What is being asked
Retype all of the listing exactly, passing over any picture you find.

Collected data

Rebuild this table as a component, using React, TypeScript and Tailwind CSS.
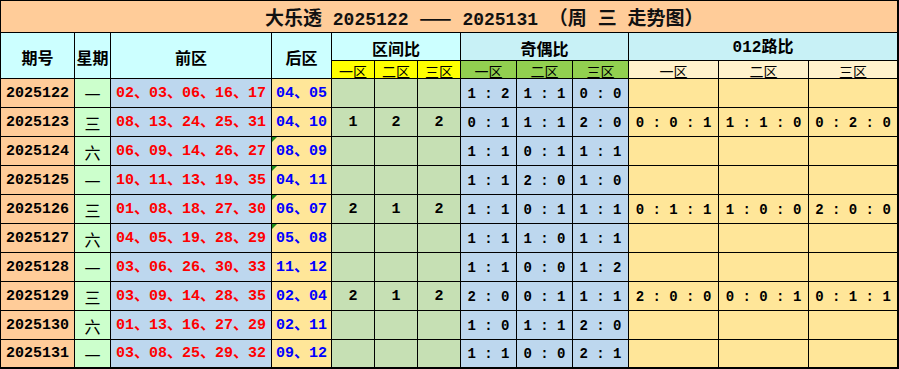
const mono = "font-['Liberation_Mono','Noto_Sans_CJK_SC',monospace]";
const cjk = "font-['Noto_Sans_CJK_SC','Liberation_Sans',sans-serif]";

type Row = {
  issue: string;
  day: string;
  front: string;
  back: string;
  zone: string[];
  odd: string[];
  road: string[];
  flag?: boolean;
};

const E = ["", "", ""];

const rows: Row[] = [
  { issue: "2025122", day: "一", front: "02、03、06、16、17", back: "04、05", zone: E, odd: ["1 : 2", "1 : 1", "0 : 0"], road: E },
  { issue: "2025123", day: "三", front: "08、13、24、25、31", back: "04、10", zone: ["1", "2", "2"], odd: ["0 : 1", "1 : 1", "2 : 0"], road: ["0 : 0 : 1", "1 : 1 : 0", "0 : 2 : 0"] },
  { issue: "2025124", day: "六", front: "06、09、14、26、27", back: "08、09", zone: E, odd: ["1 : 1", "0 : 1", "1 : 1"], road: E, flag: true },
  { issue: "2025125", day: "一", front: "10、11、13、19、35", back: "04、11", zone: E, odd: ["1 : 1", "2 : 0", "1 : 0"], road: E, flag: true },
  { issue: "2025126", day: "三", front: "01、08、18、27、30", back: "06、07", zone: ["2", "1", "2"], odd: ["1 : 1", "0 : 1", "1 : 1"], road: ["0 : 1 : 1", "1 : 0 : 0", "2 : 0 : 0"], flag: true },
  { issue: "2025127", day: "六", front: "04、05、19、28、29", back: "05、08", zone: E, odd: ["1 : 1", "1 : 0", "1 : 1"], road: E, flag: true },
  { issue: "2025128", day: "一", front: "03、06、26、30、33", back: "11、12", zone: E, odd: ["1 : 1", "0 : 0", "1 : 2"], road: E },
  { issue: "2025129", day: "三", front: "03、09、14、28、35", back: "02、04", zone: ["2", "1", "2"], odd: ["2 : 0", "0 : 1", "1 : 1"], road: ["2 : 0 : 0", "0 : 0 : 1", "0 : 1 : 1"] },
  { issue: "2025130", day: "六", front: "01、13、16、27、29", back: "02、11", zone: E, odd: ["1 : 0", "1 : 1", "2 : 0"], road: E },
  { issue: "2025131", day: "一", front: "03、08、25、29、32", back: "09、12", zone: E, odd: ["1 : 1", "0 : 0", "2 : 1"], road: E },
];

const cell = "flex items-center justify-center pt-[2px] whitespace-nowrap";
const zh = `text-[19px] ${cjk}`;

export default function App() {
  return (
    <div className="h-[369px] w-[899px] overflow-hidden bg-white">
      <div className="grid grid-cols-[73px_35px_160px_59px_42px_42px_42px_55px_55px_55px_89px_89px_88px] grid-rows-[31px_27px_17px_repeat(9,28px)_27px] gap-px border-t border-l border-r-2 border-b-2 border-black bg-black">
        {/* title */}
        <div className={`col-span-13 flex items-center bg-[#ffcc99] pt-[4px] pl-[264px] text-[18px] font-bold text-[#111] ${mono}`}>
          <span className="whitespace-pre">
            <span className={zh}>大乐透</span> 2025122 <span className={zh}>——</span> 2025131 <span className={zh}>（周</span> <span className={zh}>三</span> <span className={zh}>走势图）</span>
          </span>
        </div>

        {/* header */}
        <div className={`row-span-2 bg-[#ccffff] text-[16px] font-bold ${cell} ${cjk}`}>期号</div>
        <div className={`row-span-2 bg-[#ccffff] text-[16px] font-bold ${cell} ${cjk}`}>星期</div>
        <div className={`row-span-2 bg-[#ccffff] text-[16px] font-bold ${cell} ${cjk}`}>前区</div>
        <div className={`row-span-2 bg-[#ccffff] text-[16px] font-bold ${cell} ${cjk}`}>后区</div>
        <div className={`col-span-3 bg-[#ccffff] text-[16px] font-bold ${cell} ${cjk}`}>区间比</div>
        <div className={`col-span-3 bg-[#c8f1f6] text-[16px] font-bold ${cell} ${cjk}`}>奇偶比</div>
        <div className={`col-span-3 bg-[#c8f1f6] text-[16px] font-bold ${cell} ${mono}`}>012路比</div>

        {["一区", "二区", "三区"].map((z) => (
          <div key={"a" + z} className={`bg-[#ffff00] text-[14px] leading-none underline underline-offset-1 ${cell} ${cjk}`}>{z}</div>
        ))}
        {["一区", "二区", "三区"].map((z) => (
          <div key={"b" + z} className={`bg-[#92d050] text-[14px] leading-none underline underline-offset-1 ${cell} ${cjk}`}>{z}</div>
        ))}
        {["一区", "二区", "三区"].map((z) => (
          <div key={"c" + z} className={`bg-[#fff2cc] text-[14px] leading-none underline underline-offset-1 ${cell} ${cjk}`}>{z}</div>
        ))}

        {/* rows */}
        {rows.map((r) => (
          <Line key={r.issue} r={r} />
        ))}
      </div>
    </div>
  );
}

function Line({ r }: { r: Row }) {
  return (
    <>
      <div className={`bg-[#ffcc99] text-[15px] font-bold text-black ${cell} ${mono}`}>{r.issue}</div>
      <div className={`bg-[#ccffcc] text-[16px] text-black ${cell} ${cjk}`}>{r.day}</div>
      <div className={`bg-[#bdd7ee] text-[15px] font-bold text-[#ff0000] ${cell} ${mono}`}>{r.front}</div>
      <div className={`relative bg-[#ffe699] text-[15px] font-bold text-[#0000ff] ${cell} ${mono}`}>
        {r.flag && (
          <span className="absolute top-0 left-0 h-0 w-0 border-t-[5px] border-r-[5px] border-t-[#1a8a1a] border-r-transparent" />
        )}
        {r.back}
      </div>
      {r.zone.map((v, i) => (
        <div key={"z" + i} className={`bg-[#c6e0b4] text-[15px] font-bold text-black ${cell} ${mono}`}>{v}</div>
      ))}
      {r.odd.map((v, i) => (
        <div key={"o" + i} className={`bg-[#bdd7ee] text-[14px] font-bold text-black ${cell} ${mono}`}>{v}</div>
      ))}
      {r.road.map((v, i) => (
        <div key={"r" + i} className={`bg-[#ffe699] text-[14px] font-bold text-black ${cell} ${mono}`}>{v}</div>
      ))}
    </>
  );
}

Correct response
Rebuild this table as a component, using React, TypeScript and Tailwind CSS.
const mono = "font-['Liberation_Mono','Noto_Sans_CJK_SC',monospace]";
const cjk = "font-['Noto_Sans_CJK_SC','Liberation_Sans',sans-serif]";

type Row = {
  issue: string;
  day: string;
  front: string;
  back: string;
  zone: string[];
  odd: string[];
  road: string[];
  flag?: boolean;
};

const E = ["", "", ""];

const rows: Row[] = [
  { issue: "2025122", day: "一", front: "02、03、06、16、17", back: "04、05", zone: E, odd: ["1 : 2", "1 : 1", "0 : 0"], road: E },
  { issue: "2025123", day: "三", front: "08、13、24、25、31", back: "04、10", zone: ["1", "2", "2"], odd: ["0 : 1", "1 : 1", "2 : 0"], road: ["0 : 0 : 1", "1 : 1 : 0", "0 : 2 : 0"] },
  { issue: "2025124", day: "六", front: "06、09、14、26、27", back: "08、09", zone: E, odd: ["1 : 1", "0 : 1", "1 : 1"], road: E, flag: true },
  { issue: "2025125", day: "一", front: "10、11、13、19、35", back: "04、11", zone: E, odd: ["1 : 1", "2 : 0", "1 : 0"], road: E, flag: true },
  { issue: "2025126", day: "三", front: "01、08、18、27、30", back: "06、07", zone: ["2", "1", "2"], odd: ["1 : 1", "0 : 1", "1 : 1"], road: ["0 : 1 : 1", "1 : 0 : 0", "2 : 0 : 0"], flag: true },
  { issue: "2025127", day: "六", front: "04、05、19、28、29", back: "05、08", zone: E, odd: ["1 : 1", "1 : 0", "1 : 1"], road: E, flag: true },
  { issue: "2025128", day: "一", front: "03、06、26、30、33", back: "11、12", zone: E, odd: ["1 : 1", "0 : 0", "1 : 2"], road: E },
  { issue: "2025129", day: "三", front: "03、09、14、28、35", back: "02、04", zone: ["2", "1", "2"], odd: ["2 : 0", "0 : 1", "1 : 1"], road: ["2 : 0 : 0", "0 : 0 : 1", "0 : 1 : 1"] },
  { issue: "2025130", day: "六", front: "01、13、16、27、29", back: "02、11", zone: E, odd: ["1 : 0", "1 : 1", "2 : 0"], road: E },
  { issue: "2025131", day: "一", front: "03、08、25、29、32", back: "09、12", zone: E, odd: ["1 : 1", "0 : 0", "2 : 1"], road: E },
];

const cell = "flex items-center justify-center pt-[2px] whitespace-nowrap";
const zh = `text-[19px] ${cjk}`;

export default function App() {
  return (
    <div className="h-[369px] w-[899px] overflow-hidden bg-white">
      <div className="grid grid-cols-[73px_35px_160px_59px_42px_42px_42px_55px_55px_55px_89px_89px_88px] grid-rows-[31px_27px_17px_repeat(9,28px)_27px] gap-px border-t border-l border-r-2 border-b-2 border-black bg-black">
        {/* title */}
        <div className={`col-span-13 flex items-center bg-[#ffcc99] pt-[4px] pl-[264px] text-[18px] font-bold text-[#111] ${mono}`}>
          <span className="whitespace-pre">
            <span className={zh}>大乐透</span> 2025122 <span className={zh}>——</span> 2025131 <span className={zh}>（周</span> <span className={zh}>三</span> <span className={zh}>走势图）</span>
          </span>
        </div>

        {/* header */}
        <div className={`row-span-2 bg-[#ccffff] text-[16px] font-bold ${cell} ${cjk}`}>期号</div>
        <div className={`row-span-2 bg-[#ccffff] text-[16px] font-bold ${cell} ${cjk}`}>星期</div>
        <div className={`row-span-2 bg-[#ccffff] text-[16px] font-bold ${cell} ${cjk}`}>前区</div>
        <div className={`row-span-2 bg-[#ccffff] text-[16px] font-bold ${cell} ${cjk}`}>后区</div>
        <div className={`col-span-3 bg-[#ccffff] text-[16px] font-bold ${cell} ${cjk}`}>区间比</div>
        <div className={`col-span-3 bg-[#c8f1f6] text-[16px] font-bold ${cell} ${cjk}`}>奇偶比</div>
        <div className={`col-span-3 bg-[#c8f1f6] text-[16px] font-bold ${cell} ${mono}`}>012路比</div>

        {["一区", "二区", "三区"].map((z) => (
          <div key={"a" + z} className={`bg-[#ffff00] text-[14px] leading-none underline underline-offset-1 ${cell} ${cjk}`}>{z}</div>
        ))}
        {["一区", "二区", "三区"].map((z) => (
          <div key={"b" + z} className={`bg-[#92d050] text-[14px] leading-none underline underline-offset-1 ${cell} ${cjk}`}>{z}</div>
        ))}
        {["一区", "二区", "三区"].map((z) => (
          <div key={"c" + z} className={`bg-[#fff2cc] text-[14px] leading-none underline underline-offset-1 ${cell} ${cjk}`}>{z}</div>
        ))}

        {/* rows */}
        {rows.map((r) => (
          <Line key={r.issue} r={r} />
        ))}
      </div>
    </div>
  );
}

function Line({ r }: { r: Row }) {
  return (
    <>
      <div className={`bg-[#ffcc99] text-[15px] font-bold text-black ${cell} ${mono}`}>{r.issue}</div>
      <div className={`bg-[#ccffcc] text-[16px] text-black ${cell} ${cjk}`}>{r.day}</div>
      <div className={`bg-[#bdd7ee] text-[15px] font-bold text-[#ff0000] ${cell} ${mono}`}>{r.front}</div>
      <div className={`relative bg-[#ffe699] text-[15px] font-bold text-[#0000ff] ${cell} ${mono}`}>
        {r.flag && (
          <span className="absolute top-0 left-0 h-0 w-0 border-t-[5px] border-r-[5px] border-t-[#1a8a1a] border-r-transparent" />
        )}
        {r.back}
      </div>
      {r.zone.map((v, i) => (
        <div key={"z" + i} className={`bg-[#c6e0b4] text-[15px] font-bold text-black ${cell} ${mono}`}>{v}</div>
      ))}
      {r.odd.map((v, i) => (
        <div key={"o" + i} className={`bg-[#bdd7ee] text-[14px] font-bold text-black ${cell} ${mono}`}>{v}</div>
      ))}
      {r.road.map((v, i) => (
        <div key={"r" + i} className={`bg-[#ffe699] text-[14px] font-bold text-black ${cell} ${mono}`}>{v}</div>
      ))}
    </>
  );
}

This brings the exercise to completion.